## Do this
Quote all of the data that follows exactly as written, skipping the images.

◆ ◆ ◆ ◆ ◆ ◆ ◆

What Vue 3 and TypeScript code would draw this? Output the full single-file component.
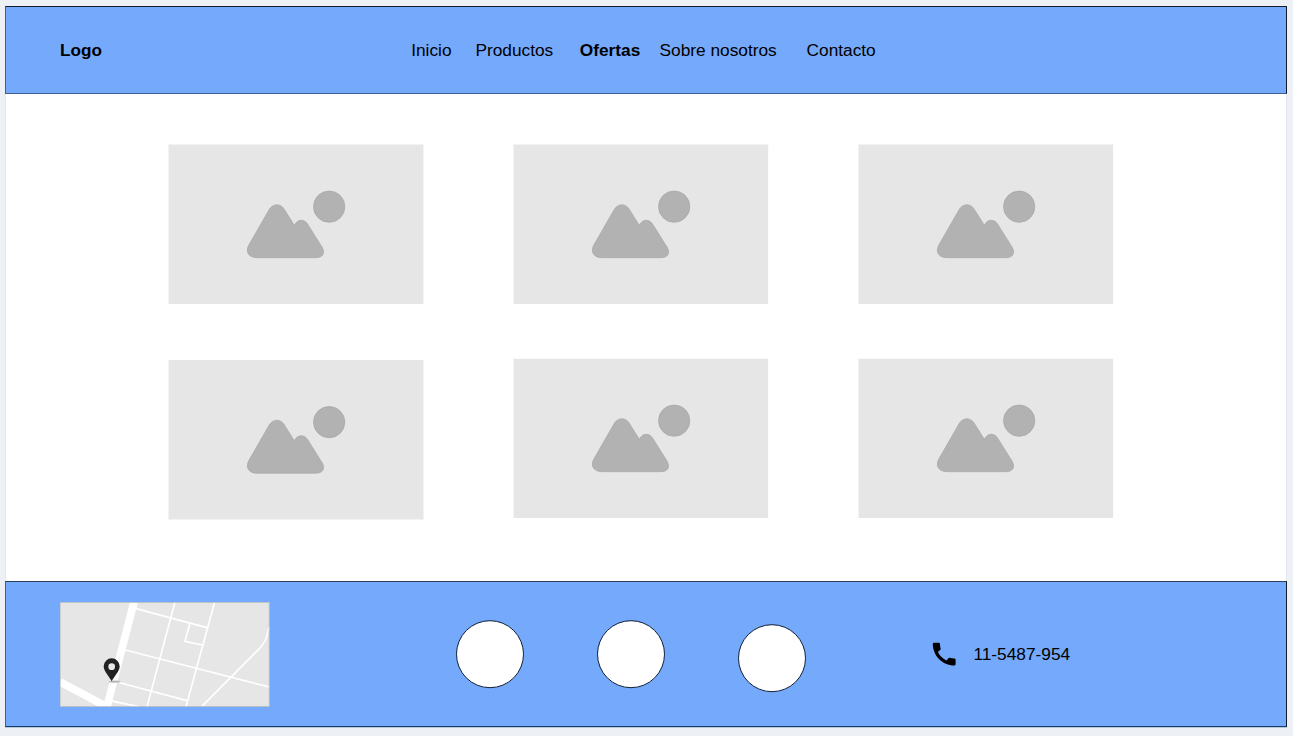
<script setup lang="ts">
interface NavLink {
  label: string
  key: string
  active?: boolean
}

const links: NavLink[] = [
  { label: 'Inicio', key: 'inicio' },
  { label: 'Productos', key: 'productos' },
  { label: 'Ofertas', key: 'ofertas', active: true },
  { label: 'Sobre nosotros', key: 'nosotros' },
  { label: 'Contacto', key: 'contacto' },
]

const products: number[] = [1, 2, 3, 4, 5, 6]
const socials: number[] = [1, 2, 3]
</script>

<template>
  <div class="page">
    <header class="bar header">
      <strong class="logo">Logo</strong>
      <nav class="nav">
        <a v-for="link in links" :key="link.key" :class="{ active: link.active }">{{ link.label }}</a>
      </nav>
    </header>

    <main class="gallery">
      <div v-for="product in products" :key="product" class="card" :class="'card-' + product">
        <svg viewBox="24 24 768 480" width="256" height="160">
          <g fill="#b2b2b2" stroke="#a5a5a5" stroke-width="2">
            <path d="M266 328L325 225C337 200 364 200 376 225L403 268C412 248 434 248 444 266L486 333C497 352 488 365 468 365H291C265 365 256 347 266 328Z" />
            <circle cx="507.500" cy="212" r="47" />
          </g>
        </svg>
      </div>
    </main>

    <footer class="bar footer">
      <svg class="map" viewBox="30 36 630 315" width="210" height="105">
        <rect x="30" y="36" width="628" height="314" fill="#e6e6e6" />
        <g fill="none" stroke="#fff" stroke-width="5">
          <path d="M255 55L471 113M226 180L658 291M190 273L411 332M180 332L265 350" />
          <path d="M375 36L291 350M494 36L408 350M419 101L405 154L457 165" />
          <path d="M657 112C650 145 646 158 625 179L455 350" />
        </g>
        <path d="M252 36L171 350" fill="none" stroke="#fff" stroke-width="23" />
        <path d="M30 276L170 350" fill="none" stroke="#fff" stroke-width="23" />
        <ellipse cx="194" cy="275" rx="18" ry="3.500" fill="#b9b9b9" />
        <path d="M185 274C178 260 161 244 161 229A24 24 0 0 1 209 229C209 244 192 260 185 274Z" fill="#222" />
        <circle cx="185" cy="230" r="10" fill="#e8e8e8" />
        <rect x="30.500" y="37.500" width="627" height="312" fill="none" stroke="#b9bec2" stroke-width="2.500" />
      </svg>
      <div class="socials">
        <svg v-for="social in socials" :key="social" class="social" viewBox="0 0 69 69" width="69" height="69">
          <circle cx="34" cy="34.200" r="33.500" fill="#fff" stroke="#102038" stroke-width="1" />
        </svg>
      </div>
      <div class="phone">
        <svg viewBox="0 0 24 24" width="30.400" height="30.400">
          <path d="M20.010 15.380c-1.230 0-2.420-.200-3.530-.560a.977.977 0 0 0-1.010.240l-1.570 1.970c-2.830-1.350-5.480-3.900-6.890-6.830l1.950-1.660c.270-.280.350-.670.240-1.020-.370-1.110-.560-2.300-.560-3.530 0-.540-.450-.990-.990-.990H4.190C3.650 3 3 3.240 3 3.990 3 13.280 10.730 21 20.010 21c.710 0 .990-.630.990-1.180v-3.450c0-.540-.450-.990-.990-.990z" />
        </svg>
        <span>11-5487-954</span>
      </div>
    </footer>
  </div>
</template>

<style>
body {
  background: #edf1f6;
}
</style>

<style scoped>
.page {
  box-sizing: border-box;
  width: 1293px;
  height: 736px;
  padding: 6px 6px 9px 5px;
  overflow: hidden;
  display: flex;
  flex-direction: column;
  background: #edf1f6;
  color: #000;
  font: 17.3px/20px "Liberation Sans", Arial, sans-serif;
}

.bar {
  box-sizing: border-box;
  flex: none;
  display: flex;
  background: #75a9fc;
  border: 1px solid #101c2c;
  border-left-color: #40618f;
}

.header {
  height: 88px;
  align-items: center;
  padding-left: 54px;
  border-bottom-color: #40618f;
}

.logo {
  width: 351.2px;
  font-size: 17.2px;
}

.nav {
  display: grid;
  grid-template-columns: 64.2px 104.4px 79.8px 147px auto;
  white-space: nowrap;
}

.active {
  font-weight: 700;
}

.gallery {
  box-sizing: border-box;
  height: 487px;
  flex: none;
  display: grid;
  grid-template-columns: repeat(3, 256px);
  grid-auto-rows: 160px;
  column-gap: 89px;
  row-gap: 54px;
  padding: 50px 0 0 162px;
  background: #fff;
  border: solid #e4e8ec;
  border-width: 0 1px;
}

.card {
  box-sizing: border-box;
  height: 160px;
  background: #e6e6e6;
  box-shadow: inset 1px 1px #f3f3f3, inset -1px 0 #fcfcfc;
}

.card svg,
.map,
.social {
  display: block;
  flex: none;
}

.card-1 {
  box-shadow: inset 1px 1px #f3f3f3, inset -1px 0 #f5f5f5;
}

.card-4 {
  margin-top: 2px;
  box-shadow: inset 1px 0 #f3f3f3, inset -1px -1px #f3f3f3;
}

.card-4 svg {
  transform: translateY(-0.5px);
}

.card-5,
.card-6 {
  box-shadow: inset 1px 0 #f3f3f3, inset -1px 0 #fcfcfc, inset 0 1px #fafafa;
}

.footer {
  height: 146px;
  align-items: flex-start;
  border-top-color: #2b4058;
  border-bottom-color: #123f6b;
  box-shadow: 0 1px #b9c6d4;
}

.map {
  margin: 20px 0 0 54px;
}

.socials {
  display: flex;
  gap: 72px;
  margin: 38px 0 0 186px;
}

.social:last-child {
  margin: 3.5px 0 0 -0.5px;
}

.phone {
  display: flex;
  align-items: center;
  gap: 14px;
  margin: 57.3px 0 0 122.5px;
}
</style>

◆ ◆ ◆ ◆ ◆ ◆ ◆

## Reply
What Vue 3 and TypeScript code would draw this? Output the full single-file component.
<script setup lang="ts">
interface NavLink {
  label: string
  key: string
  active?: boolean
}

const links: NavLink[] = [
  { label: 'Inicio', key: 'inicio' },
  { label: 'Productos', key: 'productos' },
  { label: 'Ofertas', key: 'ofertas', active: true },
  { label: 'Sobre nosotros', key: 'nosotros' },
  { label: 'Contacto', key: 'contacto' },
]

const products: number[] = [1, 2, 3, 4, 5, 6]
const socials: number[] = [1, 2, 3]
</script>

<template>
  <div class="page">
    <header class="bar header">
      <strong class="logo">Logo</strong>
      <nav class="nav">
        <a v-for="link in links" :key="link.key" :class="{ active: link.active }">{{ link.label }}</a>
      </nav>
    </header>

    <main class="gallery">
      <div v-for="product in products" :key="product" class="card" :class="'card-' + product">
        <svg viewBox="24 24 768 480" width="256" height="160">
          <g fill="#b2b2b2" stroke="#a5a5a5" stroke-width="2">
            <path d="M266 328L325 225C337 200 364 200 376 225L403 268C412 248 434 248 444 266L486 333C497 352 488 365 468 365H291C265 365 256 347 266 328Z" />
            <circle cx="507.500" cy="212" r="47" />
          </g>
        </svg>
      </div>
    </main>

    <footer class="bar footer">
      <svg class="map" viewBox="30 36 630 315" width="210" height="105">
        <rect x="30" y="36" width="628" height="314" fill="#e6e6e6" />
        <g fill="none" stroke="#fff" stroke-width="5">
          <path d="M255 55L471 113M226 180L658 291M190 273L411 332M180 332L265 350" />
          <path d="M375 36L291 350M494 36L408 350M419 101L405 154L457 165" />
          <path d="M657 112C650 145 646 158 625 179L455 350" />
        </g>
        <path d="M252 36L171 350" fill="none" stroke="#fff" stroke-width="23" />
        <path d="M30 276L170 350" fill="none" stroke="#fff" stroke-width="23" />
        <ellipse cx="194" cy="275" rx="18" ry="3.500" fill="#b9b9b9" />
        <path d="M185 274C178 260 161 244 161 229A24 24 0 0 1 209 229C209 244 192 260 185 274Z" fill="#222" />
        <circle cx="185" cy="230" r="10" fill="#e8e8e8" />
        <rect x="30.500" y="37.500" width="627" height="312" fill="none" stroke="#b9bec2" stroke-width="2.500" />
      </svg>
      <div class="socials">
        <svg v-for="social in socials" :key="social" class="social" viewBox="0 0 69 69" width="69" height="69">
          <circle cx="34" cy="34.200" r="33.500" fill="#fff" stroke="#102038" stroke-width="1" />
        </svg>
      </div>
      <div class="phone">
        <svg viewBox="0 0 24 24" width="30.400" height="30.400">
          <path d="M20.010 15.380c-1.230 0-2.420-.200-3.530-.560a.977.977 0 0 0-1.010.240l-1.570 1.970c-2.830-1.350-5.480-3.900-6.890-6.830l1.950-1.660c.270-.280.350-.670.240-1.020-.370-1.110-.560-2.300-.560-3.530 0-.540-.450-.990-.990-.990H4.190C3.650 3 3 3.240 3 3.990 3 13.280 10.730 21 20.010 21c.710 0 .990-.630.990-1.180v-3.450c0-.540-.450-.990-.990-.990z" />
        </svg>
        <span>11-5487-954</span>
      </div>
    </footer>
  </div>
</template>

<style>
body {
  background: #edf1f6;
}
</style>

<style scoped>
.page {
  box-sizing: border-box;
  width: 1293px;
  height: 736px;
  padding: 6px 6px 9px 5px;
  overflow: hidden;
  display: flex;
  flex-direction: column;
  background: #edf1f6;
  color: #000;
  font: 17.3px/20px "Liberation Sans", Arial, sans-serif;
}

.bar {
  box-sizing: border-box;
  flex: none;
  display: flex;
  background: #75a9fc;
  border: 1px solid #101c2c;
  border-left-color: #40618f;
}

.header {
  height: 88px;
  align-items: center;
  padding-left: 54px;
  border-bottom-color: #40618f;
}

.logo {
  width: 351.2px;
  font-size: 17.2px;
}

.nav {
  display: grid;
  grid-template-columns: 64.2px 104.4px 79.8px 147px auto;
  white-space: nowrap;
}

.active {
  font-weight: 700;
}

.gallery {
  box-sizing: border-box;
  height: 487px;
  flex: none;
  display: grid;
  grid-template-columns: repeat(3, 256px);
  grid-auto-rows: 160px;
  column-gap: 89px;
  row-gap: 54px;
  padding: 50px 0 0 162px;
  background: #fff;
  border: solid #e4e8ec;
  border-width: 0 1px;
}

.card {
  box-sizing: border-box;
  height: 160px;
  background: #e6e6e6;
  box-shadow: inset 1px 1px #f3f3f3, inset -1px 0 #fcfcfc;
}

.card svg,
.map,
.social {
  display: block;
  flex: none;
}

.card-1 {
  box-shadow: inset 1px 1px #f3f3f3, inset -1px 0 #f5f5f5;
}

.card-4 {
  margin-top: 2px;
  box-shadow: inset 1px 0 #f3f3f3, inset -1px -1px #f3f3f3;
}

.card-4 svg {
  transform: translateY(-0.5px);
}

.card-5,
.card-6 {
  box-shadow: inset 1px 0 #f3f3f3, inset -1px 0 #fcfcfc, inset 0 1px #fafafa;
}

.footer {
  height: 146px;
  align-items: flex-start;
  border-top-color: #2b4058;
  border-bottom-color: #123f6b;
  box-shadow: 0 1px #b9c6d4;
}

.map {
  margin: 20px 0 0 54px;
}

.socials {
  display: flex;
  gap: 72px;
  margin: 38px 0 0 186px;
}

.social:last-child {
  margin: 3.5px 0 0 -0.5px;
}

.phone {
  display: flex;
  align-items: center;
  gap: 14px;
  margin: 57.3px 0 0 122.5px;
}
</style>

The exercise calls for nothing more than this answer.